» Required task: Find each line with the string "drawn" and report it.

─── The records

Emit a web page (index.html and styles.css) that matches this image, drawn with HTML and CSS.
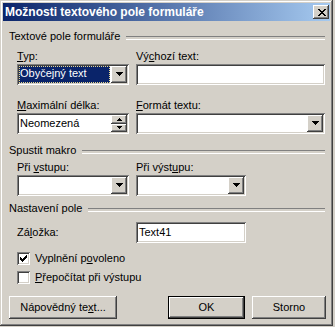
FILE: index.html
```html
<!DOCTYPE html>
<html lang="cs">
<head>
  <meta charset="UTF-8" />
  <title>Možnosti textového pole formuláře</title>
  <link rel="stylesheet" href="styles.css">
</head>
<body>
  <div class="window">
    <div class="titlebar">
      <span class="title">Možnosti textového pole formuláře</span>
      <div class="close">
        <svg width="8" height="7" viewBox="0 0 8 7">
          <rect x="0" y="0" width="2" height="1"/><rect x="6" y="0" width="2" height="1"/>
          <rect x="1" y="1" width="2" height="1"/><rect x="5" y="1" width="2" height="1"/>
          <rect x="2" y="2" width="4" height="1"/>
          <rect x="3" y="3" width="2" height="1"/>
          <rect x="2" y="4" width="4" height="1"/>
          <rect x="1" y="5" width="2" height="1"/><rect x="5" y="5" width="2" height="1"/>
          <rect x="0" y="6" width="2" height="1"/><rect x="6" y="6" width="2" height="1"/>
        </svg>
      </div>
    </div>

    <div class="content">
      <div class="group-title first"><span>Textové pole formuláře</span></div>
      <div class="row r1">
        <div class="col-left">
          <div class="label"><u>T</u>yp:</div>
          <div class="sunken combo w-left">
            <span class="value selected">Obyčejný text</span>
            <span class="arrow raised"><svg width="7" height="4"><rect x="0" y="0" width="7" height="1"/><rect x="1" y="1" width="5" height="1"/><rect x="2" y="2" width="3" height="1"/><rect x="3" y="3" width="1" height="1"/></svg></span>
          </div>
        </div>
        <div class="col-right">
          <div class="label">Vý<u>c</u>hozí text:</div>
          <div class="sunken edit w-wide"></div>
        </div>
      </div>
      <div class="row r2">
        <div class="col-left">
          <div class="label"><u>M</u>aximální délka:</div>
          <div class="sunken combo w-left">
            <span class="value">Neomezená</span>
            <span class="spin">
              <span class="spin-btn raised"><svg width="5" height="3"><rect x="2" y="0" width="1" height="1"/><rect x="1" y="1" width="3" height="1"/><rect x="0" y="2" width="5" height="1"/></svg></span>
              <span class="spin-btn raised"><svg width="5" height="3"><rect x="0" y="0" width="5" height="1"/><rect x="1" y="1" width="3" height="1"/><rect x="2" y="2" width="1" height="1"/></svg></span>
            </span>
          </div>
        </div>
        <div class="col-right">
          <div class="label"><u>F</u>ormát textu:</div>
          <div class="sunken combo w-wide">
            <span class="value"></span>
            <span class="arrow raised"><svg width="7" height="4"><rect x="0" y="0" width="7" height="1"/><rect x="1" y="1" width="5" height="1"/><rect x="2" y="2" width="3" height="1"/><rect x="3" y="3" width="1" height="1"/></svg></span>
          </div>
        </div>
      </div>

      <div class="group-title second"><span>Spustit makro</span></div>
      <div class="row r3">
        <div class="col-left">
          <div class="label">Při <u>v</u>stupu:</div>
          <div class="sunken combo w-left">
            <span class="value"></span>
            <span class="arrow raised"><svg width="7" height="4"><rect x="0" y="0" width="7" height="1"/><rect x="1" y="1" width="5" height="1"/><rect x="2" y="2" width="3" height="1"/><rect x="3" y="3" width="1" height="1"/></svg></span>
          </div>
        </div>
        <div class="col-right">
          <div class="label">Při výst<u>u</u>pu:</div>
          <div class="sunken combo w-short">
            <span class="value"></span>
            <span class="arrow raised"><svg width="7" height="4"><rect x="0" y="0" width="7" height="1"/><rect x="1" y="1" width="5" height="1"/><rect x="2" y="2" width="3" height="1"/><rect x="3" y="3" width="1" height="1"/></svg></span>
          </div>
        </div>
      </div>

      <div class="group-title third"><span>Nastavení pole</span></div>
      <div class="row bookmark">
        <div class="col-left"><span class="label">Zá<u>l</u>ožka:</span></div>
        <div class="col-right">
          <div class="sunken edit w-short"><span class="value">Text41</span></div>
        </div>
      </div>
      <div class="row check c1">
        <span class="checkbox sunken"><svg width="7" height="7"><rect x="6" y="0" width="1" height="1"/><rect x="5" y="1" width="2" height="1"/><rect x="0" y="2" width="1" height="1"/><rect x="4" y="2" width="3" height="1"/><rect x="0" y="3" width="2" height="1"/><rect x="3" y="3" width="3" height="1"/><rect x="0" y="4" width="5" height="1"/><rect x="1" y="5" width="3" height="1"/><rect x="2" y="6" width="1" height="1"/></svg></span>
        <span>Vyplnění p<u>o</u>voleno</span>
      </div>
      <div class="row check c2">
        <span class="checkbox sunken"></span>
        <span><u>P</u>řepočítat při výstupu</span>
      </div>

      <div class="buttons">
        <div class="button raised help">Nápovědný te<u>x</u>t...</div>
        <div class="button default ok"><div class="raised">OK</div></div>
        <div class="button raised cancel">Storno</div>
      </div>
    </div>
  </div>
</body>
</html>
```

FILE: styles.css
```css
* {
  box-sizing: border-box;
}
html, body {
  margin: 0;
  padding: 0;
}
body {
  width: 335px;
  height: 327px;
  background: #d4d0c8;
  font-family: "Liberation Sans", Arial, sans-serif;
  font-size: 11px;
  line-height: 13px;
  color: #000;
  overflow: hidden;
}
u {
  text-decoration: underline;
  text-underline-offset: 1px;
}

/* 3D borders, Windows classic */
.raised {
  background: #d4d0c8;
  box-shadow: inset -1px -1px #404040, inset 1px 1px #fff, inset -2px -2px #808080, inset 2px 2px #d4d0c8;
}
.sunken {
  background: #fff;
  box-shadow: inset 1px 1px #808080, inset -1px -1px #fff, inset 2px 2px #404040, inset -2px -2px #d4d0c8;
}

.window {
  width: 333px;
  height: 326px;
  padding: 3px;
  background: #d4d0c8;
  box-shadow: inset -1px -1px #404040, inset 1px 1px #d4d0c8, inset -2px -2px #808080, inset 2px 2px #fff;
}

.titlebar {
  height: 18px;
  display: flex;
  align-items: flex-start;
  justify-content: space-between;
  padding: 2px 1px 0 2px;
  background: linear-gradient(to right, #0a246a, #a6caf0);
}
.title {
  color: #fff;
  font-weight: bold;
  font-size: 12px;
  line-height: 15px;
}
.close {
  width: 16px;
  height: 14px;
  display: flex;
  align-items: center;
  justify-content: center;
  padding-left: 1px;
  background: #d4d0c8;
  box-shadow: inset -1px -1px #404040, inset 1px 1px #fff, inset -2px -2px #808080, inset 2px 2px #d4d0c8;
}

.content {
  padding: 0 5px 0 6px;
}

.group-title {
  display: flex;
  height: 13px;
}
.group-title::after {
  content: "";
  flex: 1;
  height: 2px;
  margin: 6px 0 0 6px;
  border-top: 1px solid #808080;
  border-bottom: 1px solid #fff;
}
.group-title.first { margin-top: 9px; }
.group-title.second { margin-top: 10px; }
.group-title.third { margin-top: 6px; }

.row {
  display: flex;
  margin-left: 8px;
}
.r1 { margin-top: 7px; }
.r2 { margin-top: 14px; }
.r3 { margin-top: 4px; }

.col-left {
  width: 119px;
  flex-shrink: 0;
}
.label {
  height: 13px;
  margin-bottom: 1px;
}

.combo, .edit {
  height: 21px;
  display: flex;
  padding: 2px;
}
.w-left { width: 112px; }
.w-wide { width: 189px; }
.w-short { width: 110px; }

.value {
  flex: 1;
  padding: 2px 0 0 1px;
  white-space: nowrap;
}
.value.selected {
  margin: 0 1px 0 0;
  padding: 1px 0 0 1px;
  background: #0a246a;
  color: #fff;
  outline: 1px dotted #e8d890;
  outline-offset: -1px;
}
.arrow {
  width: 16px;
  height: 17px;
  display: flex;
  align-items: center;
  justify-content: center;
  padding: 0 0 1px 1px;
}
.spin {
  width: 16px;
  display: flex;
  flex-direction: column;
}
.spin-btn {
  height: 8.5px;
  flex: 1;
  display: flex;
  align-items: center;
  justify-content: center;
  padding-left: 1px;
}

.bookmark {
  margin-top: 7px;
  align-items: center;
}
.bookmark .label {
  margin: 1px 0 0;
}

.check {
  align-items: center;
  height: 13px;
}
.c1 { margin-top: 9px; }
.c2 { margin-top: 6px; }
.checkbox {
  width: 13px;
  height: 13px;
  margin-right: 5px;
  display: flex;
  align-items: center;
  justify-content: center;
}

.buttons {
  display: flex;
  margin-top: 12px;
}
.button {
  height: 23px;
  line-height: 23px;
  text-align: center;
  flex-shrink: 0;
}
.help {
  width: 108px;
}
.ok {
  width: 77px;
  margin-left: 51px;
  border: 1px solid #000;
}
.ok .raised {
  height: 21px;
  line-height: 21px;
}
.cancel {
  width: 74px;
  margin-left: 7px;
}
```
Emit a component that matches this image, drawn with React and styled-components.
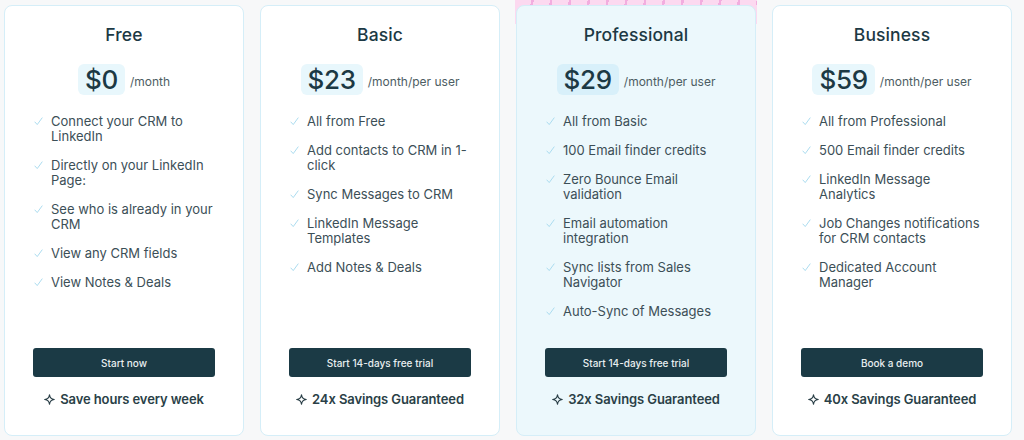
import React from 'react';
import styled, { createGlobalStyle, css } from 'styled-components';

const GlobalStyle = createGlobalStyle`
  html, body {
    margin: 0;
    padding: 0;
    background: #f7f8f9;
    font-family: Inter, "Noto Sans", sans-serif;
    -webkit-font-smoothing: antialiased;
  }
`;

const Plans = styled.section`
  display: grid;
  grid-template-columns: repeat(4, 240px);
  gap: 16px;
  padding: 0 0 0 4px;
  height: 440px;
  box-sizing: border-box;
`;

const Column = styled.div`
  position: relative;
  padding: 5px 0 4px;
  display: flex;

  ${({ $featured }) =>
    $featured &&
    css`
      &::before {
        content: '';
        position: absolute;
        top: 0;
        left: -1px;
        right: -1px;
        height: 24px;
        background:
          repeating-linear-gradient(
            100deg,
            transparent 0 16px,
            #f2addf 16px 18.5px
          ) 0 0 / 100% 5px no-repeat,
          #fcd9f0;
      }
    `}
`;

const Card = styled.div`
  position: relative;
  flex: 1;
  display: flex;
  flex-direction: column;
  padding: 17px 28px 26px;
  background: ${({ $featured }) => ($featured ? '#ecf8fc' : '#ffffff')};
  border: 1px solid #d5eef8;
  border-radius: 8px;
  box-sizing: border-box;
`;

const Title = styled.h2`
  margin: 0;
  text-align: center;
  font-size: 17.5px;
  line-height: 24px;
  font-weight: 500;
  color: #1c3944;
  letter-spacing: 0.1px;
`;

const PriceRow = styled.div`
  display: flex;
  justify-content: center;
  align-items: flex-end;
  gap: 5px;
  margin-top: 17px;
`;

const Amount = styled.span`
  display: inline-flex;
  align-items: center;
  height: 31px;
  padding: 0 7px;
  border-radius: 6px;
  background: ${({ $featured }) => ($featured ? '#d8f0fa' : '#e8f7fc')};
  font-size: 26px;
  font-weight: 500;
  color: #1c3944;
  letter-spacing: -0.3px;
`;

const Period = styled.span`
  font-size: 12px;
  line-height: 15px;
  color: #4d5d63;
  margin-bottom: 6px;
`;

const Features = styled.ul`
  list-style: none;
  margin: 19px 0 0;
  padding: 0 0 0 1px;
  display: flex;
  flex-direction: column;
  gap: 14px;
`;

const Feature = styled.li`
  display: flex;
  gap: 8px;
  font-size: 13px;
  line-height: 15px;
  color: #3c4f57;

  svg {
    flex: none;
    margin-top: 3px;
  }
`;

const Footer = styled.div`
  margin-top: auto;
  display: flex;
  flex-direction: column;
  align-items: center;
  gap: 12px;
`;

const Button = styled.button`
  width: 100%;
  height: 29px;
  border: none;
  border-radius: 3px;
  background: #1b3a45;
  color: #e8eef0;
  font-family: Inter, "Noto Sans", sans-serif;
  font-size: 10px;
  font-weight: 500;
  cursor: pointer;
`;

const Perk = styled.div`
  display: flex;
  align-items: center;
  gap: 5px;
  font-size: 13px;
  line-height: 20px;
  font-weight: 600;
  color: #2a3f47;
  letter-spacing: -0.1px;
`;

const Check = () => (
  <svg width="9" height="9" viewBox="0 0 10 10" fill="none">
    <path d="M1 5.6 L3.6 8.4 L9 1" stroke="#aadcef" strokeWidth="1.1" strokeLinecap="round" strokeLinejoin="round" />
  </svg>
);

const Sparkle = () => (
  <svg width="11" height="11" viewBox="0 0 12 12" fill="none">
    <path
      d="M6 0.8 C6.4 4.2 7.8 5.6 11.2 6 C7.8 6.4 6.4 7.8 6 11.2 C5.6 7.8 4.2 6.4 0.8 6 C4.2 5.6 5.6 4.2 6 0.8 Z"
      stroke="#2a3f47"
      strokeWidth="1.3"
      strokeLinejoin="round"
    />
  </svg>
);

const plans = [
  {
    name: 'Free',
    price: '$0',
    period: '/month',
    features: [
      'Connect your CRM to LinkedIn',
      'Directly on your LinkedIn Page:',
      'See who is already in your CRM',
      'View any CRM fields',
      'View Notes & Deals',
    ],
    cta: 'Start now',
    perk: 'Save hours every week',
  },
  {
    name: 'Basic',
    price: '$23',
    period: '/month/per user',
    features: [
      'All from Free',
      'Add contacts to CRM in 1-click',
      'Sync Messages to CRM',
      'LinkedIn Message Templates',
      'Add Notes & Deals',
    ],
    cta: 'Start 14-days free trial',
    perk: '24x Savings Guaranteed',
  },
  {
    name: 'Professional',
    price: '$29',
    period: '/month/per user',
    featured: true,
    features: [
      'All from Basic',
      '100 Email finder credits',
      'Zero Bounce Email validation',
      'Email automation integration',
      'Sync lists from Sales Navigator',
      'Auto-Sync of Messages',
    ],
    cta: 'Start 14-days free trial',
    perk: '32x Savings Guaranteed',
  },
  {
    name: 'Business',
    price: '$59',
    period: '/month/per user',
    features: [
      'All from Professional',
      '500 Email finder credits',
      'LinkedIn Message Analytics',
      'Job Changes notifications for CRM contacts',
      'Dedicated Account Manager',
    ],
    cta: 'Book a demo',
    perk: '40x Savings Guaranteed',
  },
];

export default function App() {
  return (
    <>
      <GlobalStyle />
      <Plans>
        {plans.map((plan) => (
          <Column key={plan.name} $featured={plan.featured}>
            <Card $featured={plan.featured}>
              <Title>{plan.name}</Title>
              <PriceRow>
                <Amount $featured={plan.featured}>{plan.price}</Amount>
                <Period>{plan.period}</Period>
              </PriceRow>
              <Features>
                {plan.features.map((f) => (
                  <Feature key={f}>
                    <Check />
                    <span>{f}</span>
                  </Feature>
                ))}
              </Features>
              <Footer>
                <Button>{plan.cta}</Button>
                <Perk>
                  <Sparkle />
                  {plan.perk}
                </Perk>
              </Footer>
            </Card>
          </Column>
        ))}
      </Plans>
    </>
  );
}
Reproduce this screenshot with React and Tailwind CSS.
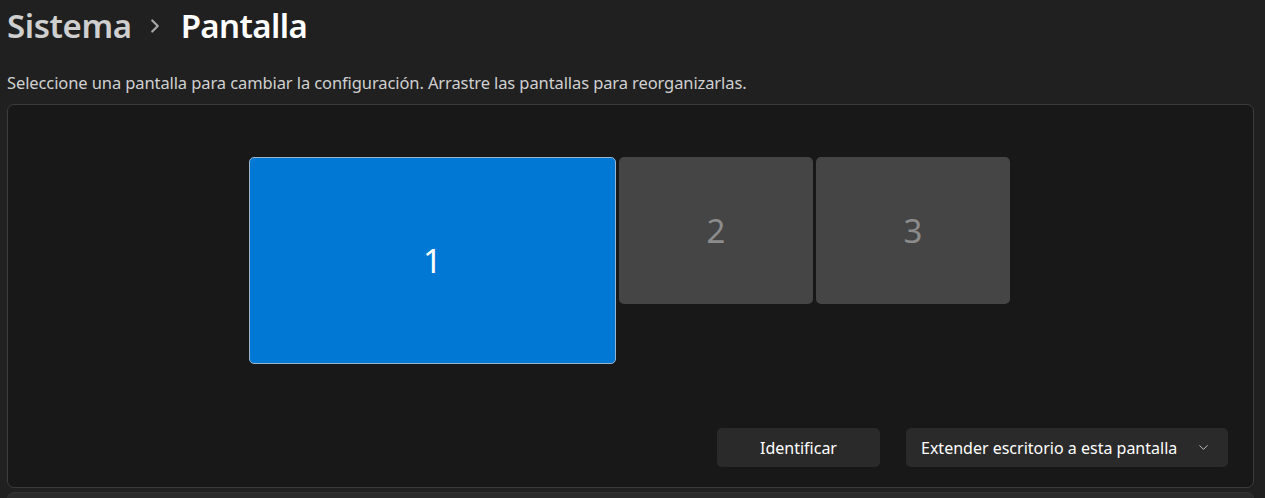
import { ChevronRight, ChevronDown } from 'lucide-react';

const font = { fontFamily: '"Noto Sans", "Open Sans", sans-serif' };

function Monitor({ n, active, className }) {
    return (
        <div
            className={`flex items-center justify-center rounded-[5px] ${
                active
                    ? 'bg-[#0078d4] border border-[#9ab4cc] text-white'
                    : 'bg-[#454545] text-[#8c8c8c]'
            } ${className}`}
        >
            <span className="text-[33px] font-normal leading-none">{n}</span>
        </div>
    );
}

export default function App() {
    return (
        <div className="w-[1265px] h-[498px] overflow-hidden bg-[#202020] pl-[7px] pr-[11px]" style={font}>
            {/* header */}
            <div className="flex items-center h-[52px] pb-[2px]">
                <h1 className="text-[33px] font-semibold text-[#cfcfcf] tracking-[-0.4px] leading-none">Sistema</h1>
                <ChevronRight size={22} strokeWidth={2.4} className="text-[#a8a8a8] ml-[12px] mr-[15px] mt-[2px]" />
                <h1 className="text-[33px] font-semibold text-white tracking-[-0.6px] leading-none">Pantalla</h1>
            </div>

            <p className="mt-[21px] text-[16.5px] text-[#d0d0d0] leading-[20px] tracking-[-0.1px]">
                Seleccione una pantalla para cambiar la configuración. Arrastre las pantallas para reorganizarlas.
            </p>

            {/* display arrangement panel */}
            <div className="mt-[11px] h-[384px] rounded-[7px] border border-[#3c3c3c] bg-[#181818] flex flex-col">
                <div className="flex justify-center items-start gap-[3px] pt-[52px] pr-[2px]">
                    <Monitor n="1" active className="w-[367px] h-[207px]" />
                    <Monitor n="2" className="w-[194px] h-[147px]" />
                    <Monitor n="3" className="w-[194px] h-[147px]" />
                </div>

                <div className="mt-auto mb-[20px] mr-[25px] flex justify-end gap-[26px]">
                    <button className="w-[163px] h-[39px] rounded-[5px] bg-[#2a2a2a] text-[16px] text-white">
                        Identificar
                    </button>
                    <button className="w-[322px] h-[39px] rounded-[5px] bg-[#2a2a2a] text-[16px] text-white flex items-center pl-[15px] pr-[17px]">
                        <span className="flex-1 text-left">Extender escritorio a esta pantalla</span>
                        <ChevronDown size={15} strokeWidth={1.5} className="text-[#c8c8c8]" />
                    </button>
                </div>
            </div>

            {/* next card peeking in */}
            <div className="mt-[4px] h-[20px] rounded-t-[7px] border border-[#333] bg-[#2b2b2b]" />
        </div>
    );
}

──────

» Result:
Emit a web page (index.html and styles.css) that matches this image, drawn with HTML and CSS.
Emit a component that matches this image, drawn with React and styled-components.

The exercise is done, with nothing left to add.